I will grant you that some of these plants are not quite "mulling spices" but adding them to a drink will make for an interesting experiment!

  • Great answer @kevinsky! But, neenerneenerneener, not close to mulling spices. Yummy alternative aromatic and tasty plants that will grow just fine almost anywhere. What kind of drink, Kevinsky? Grins!
    – stormy
    Commented Nov 11, 2018 at 22:05

Unless you have a greenhouse, a heated greenhouse with humidity control these are tropical/subtropical plants. Cinnamon is the closest to zone 5 being zone 8. Are you on the coast? PNW? You might get away with growing Cinnamon in a maritime influenced zone 5 in a protected atrium? A greenhouse would have to be largish as these are fairly large plants. Not sure about the sunlight hours during the winters for growing year around. Cinnamon is made from the stems so not as difficult. It could be planted in its protected micro environment, mulched and for winter covered with Reemay to be safe. Fun project? I can't go through winter without a pot of this stuff on the wood stove simmering away.

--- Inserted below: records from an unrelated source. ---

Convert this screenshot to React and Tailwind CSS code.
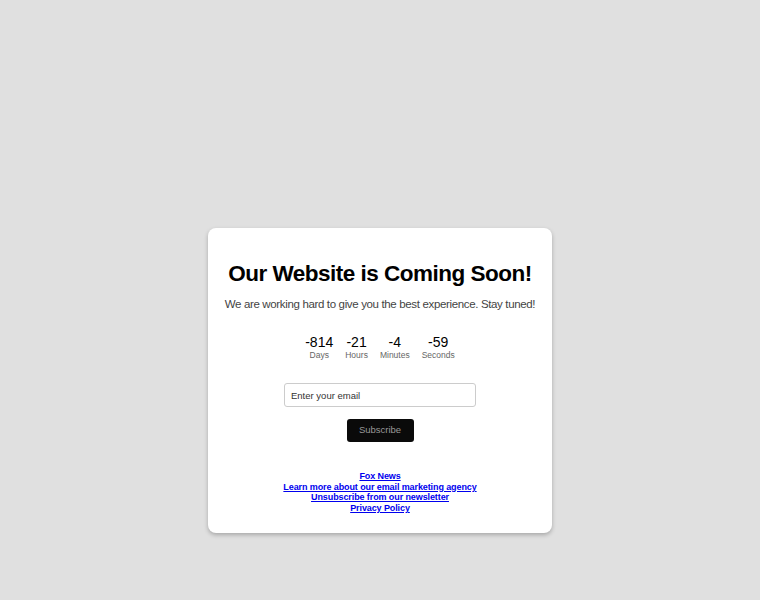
import { useState } from "react";

const units = [
  { value: -814, label: "Days" },
  { value: -21, label: "Hours" },
  { value: -4, label: "Minutes" },
  { value: -59, label: "Seconds" },
];

const links = [
  "Fox News",
  "Learn more about our email marketing agency",
  "Unsubscribe from our newsletter",
  "Privacy Policy",
];

export default function App() {
  const [email, setEmail] = useState("");

  return (
    <div className="min-h-screen bg-[#e0e0e0] pt-[228px] pb-10 font-['Liberation_Sans',Arial,sans-serif]">
      <div className="mx-auto w-[344px] rounded-lg bg-white px-2 pt-[33px] pb-[20px] text-center shadow-[0_2px_4px_rgba(0,0,0,0.25)]">
        <h1 className="text-[22.5px] font-bold leading-[26px] tracking-[-0.5px] text-black">
          Our Website is Coming Soon!
        </h1>
        <p className="mt-[9px] whitespace-nowrap text-[11.5px] leading-[16px] tracking-[-0.35px] text-[#444]">
          We are working hard to give you the best experience. Stay tuned!
        </p>

        <div className="mt-[22px] flex justify-center gap-3">
          {units.map((u) => (
            <div key={u.label} className="flex flex-col items-center">
              <span className="text-[14px] leading-[16px] text-black">{u.value}</span>
              <span className="text-[8.5px] leading-[11px] text-[#666]">{u.label}</span>
            </div>
          ))}
        </div>

        <div className="mt-[22px] flex justify-center">
          <input
            type="email"
            value={email}
            onChange={(e) => setEmail(e.target.value)}
            placeholder="Enter your email"
            className="h-[24px] w-[192px] rounded-[3px] border border-[#ccc] px-[6px] text-[9.5px] text-black placeholder:text-[#333] outline-none"
          />
        </div>
        <button className="mt-[12px] h-[23px] w-[67px] rounded-[3px] bg-[#0a0a0a] text-[9.5px] text-[#999]">
          Subscribe
        </button>

        <div className="mt-[29px] flex flex-col items-center text-[9px] leading-[10.6px]">
          {links.map((l) => (
            <a key={l} href="#" className="font-bold tracking-[-0.1px] text-[#0000ee] underline">
              {l}
            </a>
          ))}
        </div>
      </div>
    </div>
  );
}
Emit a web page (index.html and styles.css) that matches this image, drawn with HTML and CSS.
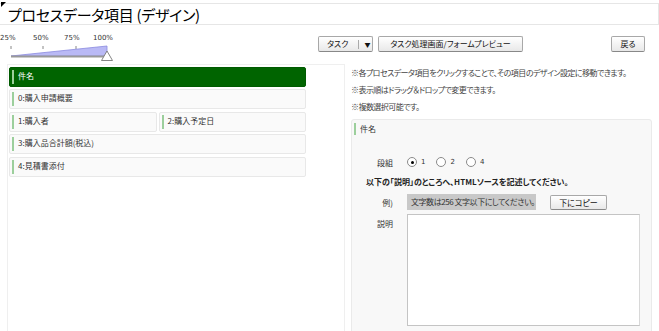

allspice nutmeg cloves cinnamon

Otherwise, I would go to a food store that sells in bulk. Store excess mulling supplies in a food saver vacuum packed and sealed plastic. Don't know about freezing as a final step.

  • Thanks for the tips Stormy. In this question I'm more asking about alternative plants/spices that could be used as local replacements. Good info nonetheless!
    – cr0
    Commented Nov 9, 2018 at 22:56
  • 1
    @cr0 Allspice is the closest for duplicating those flavors and aromas but also a tropical plant. One of the downers for not living in the tropics? Thanks for not hammering me for once again not adhering strictly to the Question. Have a wonderful Thanksgiving!